田園から市街地へ
日 置 村
 日置村は大須など南の寺町の南に位置していた。開府当時は田園地帯だったが、名古屋と熱田を結ぶ幹線道路が通り城下から比較的近いので、割と早い時期に城下と町続きの村に変わっていった。


    開府当時 田園地帯   町続き 戸数人口2.5倍に



開府当時 田園地帯
◇開府当初の市街 広小路以北
 開府の頃の城下町は堀切筋(後の広小路)までであった。
 その南は松原が広がる原野、その南に大須観音などがある南の寺町が造られ、日置村は寺町の南に位置していた。村の中央に堀川が造られ、川岸は藩の重臣たちの下屋敷(別荘)となったが、村はまだ田園地帯であった。

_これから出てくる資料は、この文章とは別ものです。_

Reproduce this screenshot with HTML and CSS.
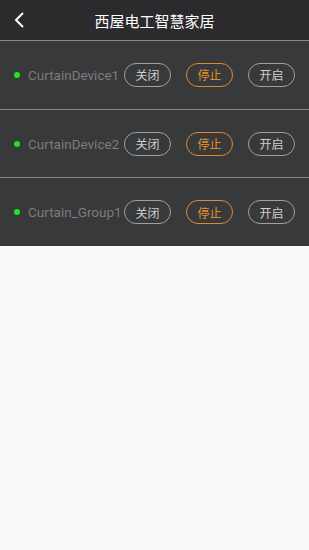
FILE: index.html
```html
<!DOCTYPE html>
<html lang="zh">
<head>
    <meta charset="UTF-8">
    <meta name="viewport" content="width=device-width, initial-scale=1.0">
    <title>西屋电工智慧家居</title>
    <link rel="stylesheet" href="styles.css">
</head>
<body>
    <div class="top-bar">
        <svg class="back" width="12" height="16" viewBox="0 0 12 16">
            <path d="M9 1 L2 8 L9 15" fill="none" stroke="#fff" stroke-width="2"/>
        </svg>
        <span class="title">西屋电工智慧家居</span>
    </div>
    <div class="device-list">
        <div class="device-row">
            <span class="dot"></span>
            <span class="name">CurtainDevice1</span>
            <div class="actions">
                <button class="btn">关闭</button>
                <button class="btn stop">停止</button>
                <button class="btn">开启</button>
            </div>
        </div>
        <div class="device-row">
            <span class="dot"></span>
            <span class="name">CurtainDevice2</span>
            <div class="actions">
                <button class="btn">关闭</button>
                <button class="btn stop">停止</button>
                <button class="btn">开启</button>
            </div>
        </div>
        <div class="device-row">
            <span class="dot"></span>
            <span class="name">Curtain_Group1</span>
            <div class="actions">
                <button class="btn">关闭</button>
                <button class="btn stop">停止</button>
                <button class="btn">开启</button>
            </div>
        </div>
    </div>
</body>
</html>
```

FILE: styles.css
```css
body {
    margin: 0;
    background-color: #fafafa;
    font-family: Roboto, "Noto Sans CJK SC", sans-serif;
}
.top-bar {
    height: 40px;
    background-color: #2b2b2d;
    display: flex;
    align-items: center;
    justify-content: center;
    position: relative;
}
.back {
    position: absolute;
    left: 14px;
    top: 12px;
}
.title {
    color: #fff;
    font-size: 15px;
}
.device-list {
    background-color: #38393b;
}
.device-row {
    height: 67.7px;
    border-top: 1px solid #8a8a8a;
    display: flex;
    align-items: center;
    padding-left: 14px;
    padding-right: 14px;
}
.dot {
    width: 6px;
    height: 6px;
    border-radius: 50%;
    background-color: #1ee61e;
    margin-right: 8px;
}
.name {
    color: #7c7c7c;
    font-size: 13.5px;
    flex: 1;
    white-space: nowrap;
}
.actions {
    display: flex;
    gap: 15px;
}
.btn {
    width: 47px;
    height: 24px;
    border: 1px solid #a0a0a0;
    border-radius: 12px;
    background: transparent;
    color: #cfcfcf;
    font-family: "Noto Sans CJK SC", sans-serif;
    font-size: 12px;
    padding: 0;
}
.btn.stop {
    border-color: #e08a30;
    color: #e8922e;
}
```
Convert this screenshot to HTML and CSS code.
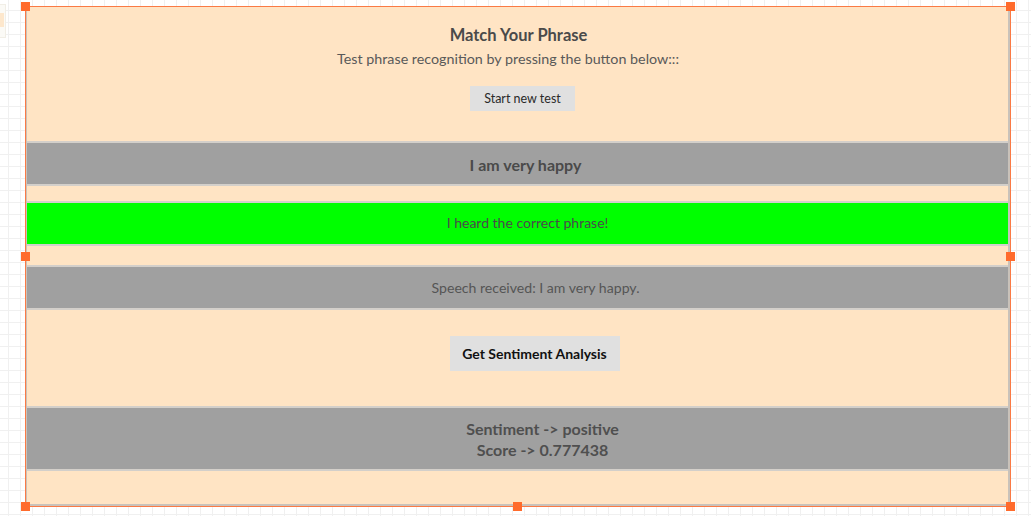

 江戸時代初期の寛文(1661~73)頃は、242戸で1,238人が暮らしていた。
 堀川より東は水害の心配がない名古屋台地なので、農家の住居や神社・仏閣は東に集中し、主に畑作が行われていた。西側は水の豊かな低湿地なので、田が広がり、その中に畑が散在しているという景色であった。

◇徐々に町家が増加
 村の東を、名古屋と熱田を結ぶ熱田道(本町通、美濃街道)が通っていた。熱田道沿いの地域は交通の便が良いため、名古屋の発展と共に早くから市街地へ変わっていった。
 寛永(1624~44)初期には、今の広小路本町の南地域が市街地になり、寛文4年(1664)には松原に有った刑場を土器野(清洲)へ移して跡地を開発し橘町が造られた。

 市街化の波は日置村にも及び、宝永6年(1709)に写された地図を見ると、熱田道沿いはむろんのこと、日置橋から東へ延びる道も熱田道まで両側が町屋になっている。しかし、この頃はまだ畑が広がり農家が多い状態であった。


『尾府名古屋図』 宝永6年写し



町続き 戸数・人口2.5倍に
 その後も次々と市街地に変わり、城下の「町続き」の町になった。享保13年(1728)に「町続き」の地区は町奉行の支配下になり、年貢の徴収などが大代官の管轄であった。

 1800年前後に編纂された『名古屋府城志』によると、日置村は646戸で人口は3,182人となっており、戸数・人口共に江戸時代初期の2.5倍以上に増えている。
 町屋の増加で農家は狭くなり、秋に収穫した籾を干す場所にも困るため、願い出て文化7年(1810)に堀川西の字中田へ13戸が移転している。

 江戸時代末期の天保12年(1841)に描かれた村絵図を見ると、堀川東側の村内の道路は両側がすべて町屋で、畑は南寄りに少し残るだけとなっている。また堀川西には東側地区から移転した13軒の家が描かれている。

 江戸時代のほとんどの村は人口が変わらず、このように増加しているのは街道沿いなどごく限られたところだけである。